TASK INSTRUCTIONS:
Lift out all lines below that contain "React".

SUPPLIED INFORMATION:
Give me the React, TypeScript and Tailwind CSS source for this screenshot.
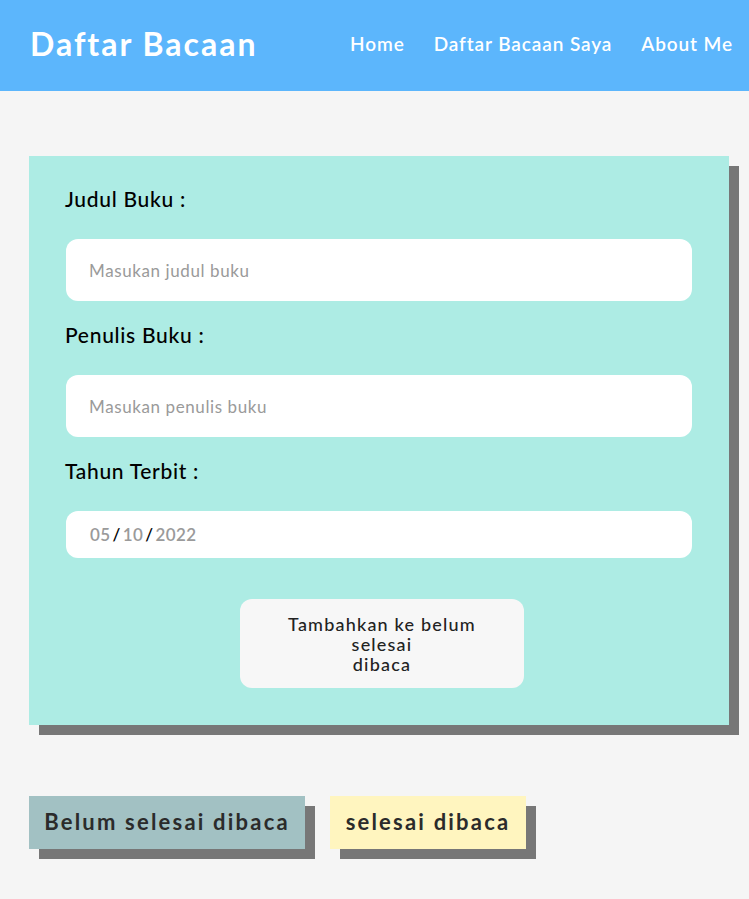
import React from "react";

// Halaman daftar bacaan
export default function App() {
  const font = { fontFamily: "Lato, 'Open Sans', sans-serif" };

  return (
    <div className="min-h-[899px] w-full bg-[#f5f5f5]" style={font}>
      {/* Header */}
      <header className="h-[91px] bg-[#5cb6fc] flex items-center justify-between pl-[30px] pr-[16px] pb-[3px]">
        <h1 className="text-white font-bold text-[32px] tracking-[2px]">Daftar Bacaan</h1>
        <nav className="flex items-center gap-[29px] text-white font-semibold text-[19px] tracking-[0.9px]">
          <a href="#">Home</a>
          <a href="#">Daftar Bacaan Saya</a>
          <a href="#">About Me</a>
        </nav>
      </header>

      <main className="pt-[65px] pl-[29px] pr-[20px]">
        {/* Form */}
        <section className="w-[700px] bg-[#adece4] shadow-[10px_10px_0_#777777] px-[37px] pt-[31px] pb-[37px]">
          <label className="block text-[21px] leading-[24px] font-medium text-black -ml-[1px] tracking-[0.7px]">Judul Buku :</label>
          <input
            placeholder="Masukan judul buku"
            className="mt-[28px] w-full h-[62px] rounded-[12px] bg-white px-[23px] text-[17px] tracking-[0.6px] placeholder:text-[#9a9a9a] outline-none"
          />
          <label className="block mt-[22px] text-[21px] leading-[24px] font-medium text-black -ml-[1px] tracking-[0.7px]">Penulis Buku :</label>
          <input
            placeholder="Masukan penulis buku"
            className="mt-[28px] w-full h-[62px] rounded-[12px] bg-white px-[23px] text-[17px] tracking-[0.6px] placeholder:text-[#9a9a9a] outline-none"
          />
          <label className="block mt-[22px] text-[21px] leading-[24px] font-medium text-black -ml-[1px] tracking-[0.7px]">Tahun Terbit :</label>
          <div className="mt-[28px] w-full h-[47px] rounded-[12px] bg-white px-[24px] flex items-center text-[17px] font-semibold text-[#9a9a9a] tracking-[0.4px]">
            <span>05</span>
            <span className="text-black mx-[2px]">/</span>
            <span>10</span>
            <span className="text-black mx-[2px]">/</span>
            <span>2022</span>
          </div>
          <div className="flex justify-center mt-[41px] pl-[6px]">
            <button className="w-[284px] h-[89px] rounded-[12px] bg-[#f7f7f7] text-[#222] text-[18px] leading-[20px] font-medium tracking-[1.2px]">
              Tambahkan ke belum
              <br />
              selesai
              <br />
              dibaca
            </button>
          </div>
        </section>

        {/* Tab */}
        <div className="mt-[71px] flex gap-[25px]">
          <button className="h-[53px] w-[276px] bg-[#a2c1c3] shadow-[10px_10px_0_#777777] text-[#2b2b2b] font-bold text-[22px] tracking-[2.2px] pb-[2px]">
            Belum selesai dibaca
          </button>
          <button className="h-[53px] w-[196px] bg-[#fff5bf] shadow-[10px_10px_0_#777777] text-[#2b2b2b] font-bold text-[22px] tracking-[2.2px] pb-[2px]">
            selesai dibaca
          </button>
        </div>
      </main>
    </div>
  );
}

THE OUTPUT:
Give me the React, TypeScript and Tailwind CSS source for this screenshot.
import React from "react";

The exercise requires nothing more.